The mistakes that make points useless

Most teams that "tried points and they didn't work" fell into one of these:

  • Converting points back to hours. The moment you publish a "1 point = 4 hours" table, you have rebuilt hourly estimates with extra steps and lost everything points gave you.
  • Comparing teams by velocity. Points are local. One team's 20 is not another team's 20, and ranking teams by velocity just teaches everyone to inflate their numbers.
  • Chasing precision. Endless debate about 5 versus 8 is wasted effort. The estimate is a rough size to enable a decision, not a measurement.
  • Estimating a backlog nobody refined. If stories are vague, every estimate is a guess. Points need a backlog that has been kept clear and ordered before planning starts.

Keep it light

The teams who get value from story points are the ones who treat them casually: a quick relative size, agreed together, used to shape a realistic plan, and never mistaken for a contract. The teams who suffer are the ones who turn a lightweight tool into a measurement bureaucracy.

Your tool should encourage the light version. In Scrumpy, sizing a story, dropping it into a sprint and watching the points add up against your velocity all happen on one simple scrum board, so estimation stays a two-minute habit instead of a meeting. Try Scrumpy free at a flat $9 per editor per month, invite the whole team to estimate together, and let your view-only stakeholders watch the plan take shape for nothing.

Frequently asked questions

What are story points?

Story points are a relative measure of how much effort a piece of work will take, accounting for complexity, uncertainty and volume rather than raw hours. A story worth 8 points is roughly twice as much work as one worth 4. They are a team's own unit, not a universal one.

Why use story points instead of hours?

People are bad at estimating hours but reasonably good at judging whether one task is bigger than another. Points lean on that relative judgement, stay stable as the team gets faster, and avoid the false precision of an hours estimate that everyone treats as a promise.

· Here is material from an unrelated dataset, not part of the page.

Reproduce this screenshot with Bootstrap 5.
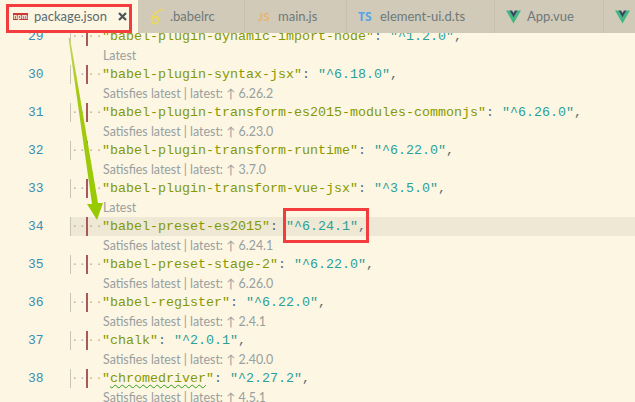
<!DOCTYPE html>
<html lang="en">
<head>
<meta charset="utf-8">
<title>package.json</title>
<link href="https://cdn.jsdelivr.net/npm/bootstrap@5.3.0/dist/css/bootstrap.min.css" rel="stylesheet">
<style>
html,body{height:100%;margin:0;overflow:hidden;background:#fdf6e3}
.shot{width:635px;height:402px;overflow:hidden;position:relative;background:#fdf6e3}
.tabbar{height:33px;background:#d2cab8;font-family:Lato,sans-serif;font-size:13px;color:#6c797b}
.tabitem{height:33px;border-right:1px solid #c8c0ae;white-space:nowrap;flex:none;overflow:hidden}
.tabitem.on{background:#fdf6e3;color:#5b6b70;width:138px;padding-left:13px;border-right:0}
.w-babel{width:107px;padding-left:12px}
.w-main{width:102px;padding-left:13px}
.w-el{width:148px;padding-left:11px}
.w-app{width:109px;padding-left:11px}
.w-next{width:31px;padding-left:11px;border-right:0}
.npmicon{background:#cb3837;color:#fff;font:bold 6.5px/7px "Liberation Sans",sans-serif;width:15px;height:7px;text-align:center;margin-right:6px;margin-top:-1px;letter-spacing:.1px}
.closer{margin-left:11px}
.slot{flex:none;display:flex;align-items:center}
.s20{width:20px}
.s21{width:21px}
.s22{width:22px}
.js-ic{color:#e8b26e;font:bold 12px Lato,sans-serif}
.ts-ic{color:#55a4e8;font:bold 12px "Open Sans",sans-serif}
.ed{height:369px;overflow:hidden;font-family:"Liberation Mono",monospace;font-size:13.34px}
.feed{margin-top:-6px}
.cl{height:19px;line-height:19px;white-space:pre;color:#586e75}
.lnum{width:70px;padding-right:26.5px;text-align:right;color:#3a8fb5;flex:none;font-size:13px}
.codearea{flex:1 1 auto;border-left:1px solid #c9c5b5}
.cl.hl .codearea{background:#eee8d5}
.ws{display:inline-block;width:7.5px;color:#a9a79a;text-align:center;font-size:10px;vertical-align:top}
.ws.wide{width:8px;text-indent:2px;text-align:left}
.ws.bar{box-shadow:inset 2px 0 0 0 #a85a5a}
.kk{color:#859900}
.vv{color:#2aa198}
.squig{text-decoration:underline wavy #2e9e14;text-decoration-thickness:1px;text-underline-offset:2px}
.lens{height:19px;line-height:19px;padding-left:103px;font-family:Lato,sans-serif;font-size:12.4px;color:#96a0a0;white-space:nowrap}
.redbox{position:absolute;border:3px solid #f33c3c}
.rb-tab{left:6px;top:4px;width:126px;height:29px}
.rb-val{left:283px;top:208px;width:86px;height:35px}
.arrowsvg{position:absolute;left:0;top:0;pointer-events:none}
</style>
</head>
<body>
<div class="shot">
  <div class="tabbar d-flex">
    <div class="tabitem on d-flex align-items-center"><span class="npmicon">npm</span><span>package.json</span>
      <svg class="closer flex-none" width="9" height="9" viewBox="0 0 9 9"><path d="M1 1l7 7M8 1l-7 7" stroke="#4a5558" stroke-width="2.2" fill="none"/></svg>
    </div>
    <div class="tabitem w-babel d-flex align-items-center">
      <span class="slot s20"><svg width="14" height="18" viewBox="0 0 14 18"><path d="M12 1.500C7 2.500 2.500 7 1.700 12c-.5 3.200 2 4.500 4.300 3.300 2.600-1.300 3.700-5.300 1-6.300-1.700-.6-3.800.8-5 3" stroke="#efd94e" stroke-width="1.400" fill="none" stroke-linecap="round"/></svg></span>
      <span>.babelrc</span>
    </div>
    <div class="tabitem w-main d-flex align-items-center"><span class="slot s20 js-ic">JS</span><span>main.js</span></div>
    <div class="tabitem w-el d-flex align-items-center"><span class="slot s22 ts-ic">TS</span><span>element-ui.d.ts</span></div>
    <div class="tabitem w-app d-flex align-items-center">
      <span class="slot s21"><svg width="15" height="14" viewBox="0 0 15 14"><path d="M0 .5h3.500L7.500 7.500 11.500.5H15L7.500 13.500z" fill="#41b883"/><path d="M3.500.5h2.600l1.400 2.500L8.900.5h2.600L7.500 7.500z" fill="#35495e"/></svg></span>
      <span>App.vue</span>
    </div>
    <div class="tabitem w-next d-flex align-items-center">
      <svg width="15" height="14" viewBox="0 0 15 14"><path d="M0 .5h3.500L7.500 7.500 11.500.5H15L7.500 13.500z" fill="#41b883"/><path d="M3.500.5h2.600l1.400 2.500L8.900.5h2.600L7.500 7.500z" fill="#35495e"/></svg>
    </div>
  </div>
  <div class="ed">
    <div class="feed">
      <div class="cl d-flex"><span class="lnum">29</span><span class="codearea"><span class="ws">·</span><span class="ws">·</span><span class="ws wide bar">·</span><span class="ws wide">·</span><span class="kk">"babel-plugin-dynamic-import-node"</span>: <span class="vv">"^1.2.0"</span>,</span></div>
      <div class="lens">Latest</div>
      <div class="cl d-flex"><span class="lnum">30</span><span class="codearea"><span class="ws">·</span><span class="ws">·</span><span class="ws wide bar">·</span><span class="ws wide">·</span><span class="kk">"babel-plugin-syntax-jsx"</span>: <span class="vv">"^6.18.0"</span>,</span></div>
      <div class="lens">Satisfies latest | latest: ↑ 6.26.2</div>
      <div class="cl d-flex"><span class="lnum">31</span><span class="codearea"><span class="ws">·</span><span class="ws">·</span><span class="ws wide bar">·</span><span class="ws wide">·</span><span class="kk">"babel-plugin-transform-es2015-modules-commonjs"</span>: <span class="vv">"^6.26.0"</span>,</span></div>
      <div class="lens">Satisfies latest | latest: ↑ 6.23.0</div>
      <div class="cl d-flex"><span class="lnum">32</span><span class="codearea"><span class="ws">·</span><span class="ws">·</span><span class="ws wide bar">·</span><span class="ws wide">·</span><span class="kk">"babel-plugin-transform-runtime"</span>: <span class="vv">"^6.22.0"</span>,</span></div>
      <div class="lens">Satisfies latest | latest: ↑ 3.7.0</div>
      <div class="cl d-flex"><span class="lnum">33</span><span class="codearea"><span class="ws">·</span><span class="ws">·</span><span class="ws wide bar">·</span><span class="ws wide">·</span><span class="kk">"babel-plugin-transform-vue-jsx"</span>: <span class="vv">"^3.5.0"</span>,</span></div>
      <div class="lens">Latest</div>
      <div class="cl hl d-flex"><span class="lnum">34</span><span class="codearea"><span class="ws">·</span><span class="ws">·</span><span class="ws wide bar">·</span><span class="ws wide">·</span><span class="kk">"babel-preset-es2015"</span>: <span class="vv">"^6.24.1"</span>,</span></div>
      <div class="lens">Satisfies latest | latest: ↑ 6.24.1</div>
      <div class="cl d-flex"><span class="lnum">35</span><span class="codearea"><span class="ws">·</span><span class="ws">·</span><span class="ws wide bar">·</span><span class="ws wide">·</span><span class="kk">"babel-preset-stage-2"</span>: <span class="vv">"^6.22.0"</span>,</span></div>
      <div class="lens">Satisfies latest | latest: ↑ 6.26.0</div>
      <div class="cl d-flex"><span class="lnum">36</span><span class="codearea"><span class="ws">·</span><span class="ws">·</span><span class="ws wide bar">·</span><span class="ws wide">·</span><span class="kk">"babel-register"</span>: <span class="vv">"^6.22.0"</span>,</span></div>
      <div class="lens">Satisfies latest | latest: ↑ 2.4.1</div>
      <div class="cl d-flex"><span class="lnum">37</span><span class="codearea"><span class="ws">·</span><span class="ws">·</span><span class="ws wide bar">·</span><span class="ws wide">·</span><span class="kk">"chalk"</span>: <span class="vv">"^2.0.1"</span>,</span></div>
      <div class="lens">Satisfies latest | latest: ↑ 2.40.0</div>
      <div class="cl d-flex"><span class="lnum">38</span><span class="codearea"><span class="ws">·</span><span class="ws">·</span><span class="ws wide bar">·</span><span class="ws wide">·</span><span class="kk">"<span class="squig">chromedriver</span>"</span>: <span class="vv">"^2.27.2"</span>,</span></div>
      <div class="lens">Satisfies latest | latest: ↑ 4.5.1</div>
    </div>
  </div>
  <svg class="arrowsvg" width="635" height="402" viewBox="0 0 635 402">
    <defs><linearGradient id="gr" x1="0" y1="0" x2="0" y2="1"><stop offset="0" stop-color="#c9d765"/><stop offset=".3" stop-color="#a5c912"/><stop offset="1" stop-color="#96ca00"/></linearGradient></defs>
    <path d="M68.500 38 L70 38 L98 203 L103 203 L97 220 L87 204 L92 204 Z" fill="url(#gr)"/>
  </svg>
  <div class="redbox rb-tab"></div>
  <div class="redbox rb-val"></div>
</div>
<script src="https://cdn.jsdelivr.net/npm/bootstrap@5.3.0/dist/js/bootstrap.bundle.min.js"></script>
</body>
</html>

How do you estimate story points?

Pick a small, well-understood story as a reference and call it a 2 or a 3. Then size everything else against it: is this story bigger, smaller or about the same? Estimate as a team, discuss any wide disagreements, and use a capped scale so nothing balloons past 13.

How many hours is a story point?

There is no fixed conversion, and trying to set one defeats the purpose. A point is a unit of relative size for one team. Over a few sprints you will see roughly how many points your team completes, and that velocity, not an hours formula, is what you plan with.